Indian Regulator Blasts Facebook Inc (NASDAQ:FB) Over Free Basics


The Indian Telecom Regulator, TRAI, has hit out at the tech giant, Facebook Inc (NASDAQ:FB) over the manner in which the company is conducting its campaign for the provision of free internet connectivity to people in different areas. In a sudden twist of events, the regulator has asked Facebook to stop fronting its customers in India and asking them to send messages to the regulator as a way of showing support for the free internet programme that the company intends to launch.

The regulator has said that the millions of messages it receives every day from users of Facebook in India do not make sense at all and that they are likely to have any impact on whether or not the regulator will allow Facebook to launch its free internet programme in the country.

This recent development threatens to further jeopardize the attempts by the tech giant to provide free internet services to different areas of the world. Dubbed as Free Basics, the company intends to help what it describes as millions of people across the third world to access basic internet services free of charge.

The basic idea behind the project is to help people living in remote areas to access basic internet services such as information on health, government services and the weather free of charge. In addition to this, the project seeks to provide users with free access to a number of leading applications such as Wikipedia, Bing and of course, Facebook.

But it is the model of the project that raises many questions. Apart from the position taken by TRAI, there has been growing opposition to the project from other quarters in India. For instance, many seasoned internet users, financiers of internet companies and other related groups in the country have been quite vocal in their opposition to the project.
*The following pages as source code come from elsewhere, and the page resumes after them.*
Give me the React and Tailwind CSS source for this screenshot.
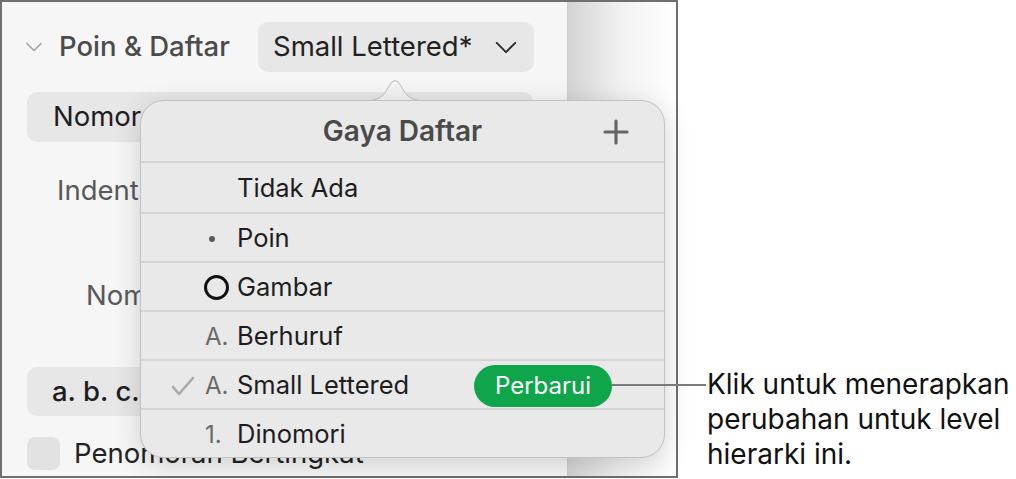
import React from "react";

const font = { fontFamily: "Inter, 'Noto Sans', sans-serif" };

const styles = [
  { id: "none", label: "Tidak Ada", marker: null },
  { id: "bullet", label: "Poin", marker: "dot" },
  { id: "image", label: "Gambar", marker: "ring" },
  { id: "lettered", label: "Berhuruf", marker: "A." },
  { id: "small", label: "Small Lettered", marker: "A.", checked: true, update: true },
  { id: "numbered", label: "Dinomori", marker: "1." },
];

function Chevron({ className, strokeWidth = 2 }) {
  return (
    <svg viewBox="0 0 24 14" className={className} fill="none" stroke="currentColor" strokeWidth={strokeWidth} strokeLinecap="round" strokeLinejoin="round">
      <path d="M2 2l10 10L22 2" />
    </svg>
  );
}

function Marker({ type }) {
  if (type === "dot") return <span className="block w-[6px] h-[6px] rounded-full bg-[#5a5a5a] ml-[4px]" />;
  if (type === "ring") return <span className="block w-[25px] h-[25px] rounded-full border-[3.5px] border-[#111] -ml-[1px]" />;
  if (type) return <span className="text-[#6a6a6a] text-[24px]">{type}</span>;
  return null;
}

function StyleRow({ item, first }) {
  return (
    <div className={`flex items-center border-t-2 border-[#d5d5d5] pt-[2px] ${first ? "h-[51px]" : "h-[49px]"}`}>
      <div className="w-[58px] flex justify-end pr-[4px]">
        {item.checked && (
          <svg viewBox="0 0 24 20" className="w-[24px] h-[20px]" fill="none" stroke="#a9a9a9" strokeWidth="2.6" strokeLinecap="round" strokeLinejoin="round">
            <path d="M2 11l6 7L22 2" />
          </svg>
        )}
      </div>
      <div className="w-[38px] pl-[6px] flex items-center">
        <Marker type={item.marker} />
      </div>
      <span className="text-[#1d1d1d]">{item.label}</span>
      {item.update && (
        <button className="ml-auto mr-[52px] h-[42px] w-[138px] rounded-full bg-[#0fa54b] text-white text-[24px]">
          Perbarui
        </button>
      )}
    </div>
  );
}

export default function App() {
  return (
    <div className="relative flex w-[1016px] h-[479px] bg-white text-[27.5px] overflow-hidden" style={font}>
      {/* inspector frame */}
      <div className="flex w-[678px] h-[478px] border-2 border-[#6f6f6f] shrink-0">
        <div className="w-[566px] bg-[#f6f6f6] border-r border-[#cfcfcf] flex flex-col">
          <div className="flex items-center h-[50px] mt-[20px] pl-[23px]">
            <Chevron className="w-[18px] h-[10px] text-[#a0a0a0]" />
            <span className="ml-[16px] font-medium text-[#4b4b4b]">Poin &amp; Daftar</span>
            <div className="ml-auto mr-[33px] w-[276px] h-[50px] rounded-[10px] bg-[#e7e7e7] flex items-center pl-[15px] text-[#222]">
              <span>Small Lettered*</span>
              <Chevron className="ml-auto mr-[15px] w-[26px] h-[13px] text-[#2a2a2a]" strokeWidth={2} />
            </div>
          </div>
          <div className="mx-[25px] mt-[20px] h-[50px] rounded-[10px] bg-[#e7e7e7] flex items-center pl-[26px] w-[506px] text-[#1e1e1e]">
            Nomor
          </div>
          <div className="mt-[33px] pl-[55px] text-[#595959] leading-[30px]">Indentasi</div>
          <div className="mt-[75px] pl-[84px] text-[#595959] leading-[30px]">Nomor</div>
          <div className="mx-[25px] mt-[57px] h-[49px] rounded-[10px] bg-[#e7e7e7] flex items-center pl-[25px] w-[300px] font-medium text-[#1e1e1e]">
            a. b. c.
          </div>
          <div className="flex items-center mt-[17px] pl-[25px]">
            <span className="w-[33px] h-[33px] rounded-[8px] bg-[#e2e2e2]" />
            <span className="ml-[14px] text-[#222]">Penomoran Bertingkat</span>
          </div>
        </div>
        <div className="flex-1 bg-gradient-to-r from-[#d4d4d4] via-[#f2f2f2] to-white" />
      </div>

      {/* callout */}
      <div className="ml-[29px] pt-[367px] leading-[35px] text-[28px] text-[#111]">
        <p>Klik untuk menerapkan</p>
        <p>perubahan untuk level</p>
        <p>hierarki ini.</p>
      </div>

      {/* list style popover */}
      <svg className="absolute left-[363px] top-[77px]" width="64" height="25" viewBox="0 0 64 25">
        <path d="M0 24 C14 24 20 21 26 9 Q32 -2 38 9 C44 21 50 24 64 24" fill="#f3f3f3" stroke="#bcbcbc" strokeWidth="1" />
      </svg>
      <div className="absolute left-[140px] top-[100px] w-[525px] h-[358px] rounded-[24px] bg-[#e9e9e9] border border-[#c2c2c2] shadow-[0_6px_28px_rgba(0,0,0,0.16)] overflow-hidden text-[25.5px]">
        <div className="relative flex items-center justify-center h-[60px]">
          <span className="font-semibold text-[28px] text-[#4a4a4a]">Gaya Daftar</span>
          <svg viewBox="0 0 26 26" className="absolute right-[35px] top-[18px] w-[26px] h-[26px]" stroke="#666" strokeWidth="3.2" strokeLinecap="round">
            <path d="M13 2v22M2 13h22" />
          </svg>
        </div>
        {styles.map((item, i) => (
          <StyleRow key={item.id} item={item} first={i === 0} />
        ))}
      </div>
      <div className="absolute left-[612px] top-[384px] w-[94px] h-[2px] bg-[#7b7b7b]" />
    </div>
  );
}
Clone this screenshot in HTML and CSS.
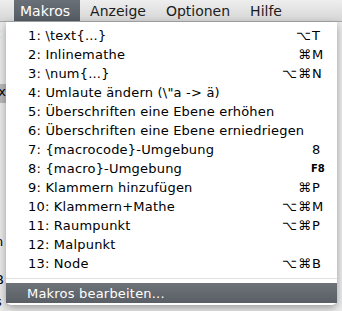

And to match the energy of the Facebook campaign of asking individuals to lobby the regulatory authority, those opposed to the project have launched a counter-lobbying campaign whose aim is to convince the authority to block the project.

According to Mahesh Murthy, a popular financier of internet-based ventures, the intention of Facebook is to make more poor people waste their time doing the most inane things online at the expense of doing other constructive things as it should be the case.

But in a quick rejoinder, Facebook CEO Mark Zuckerberg, has argued that those who are against the project base their arguments on falsehoods. He has also argued that if the project fails, it will mean that billions of people will miss out on the chance to get into the digital age.

What remains to be seen is the position that TRAI will take and what this will mean for the two sides.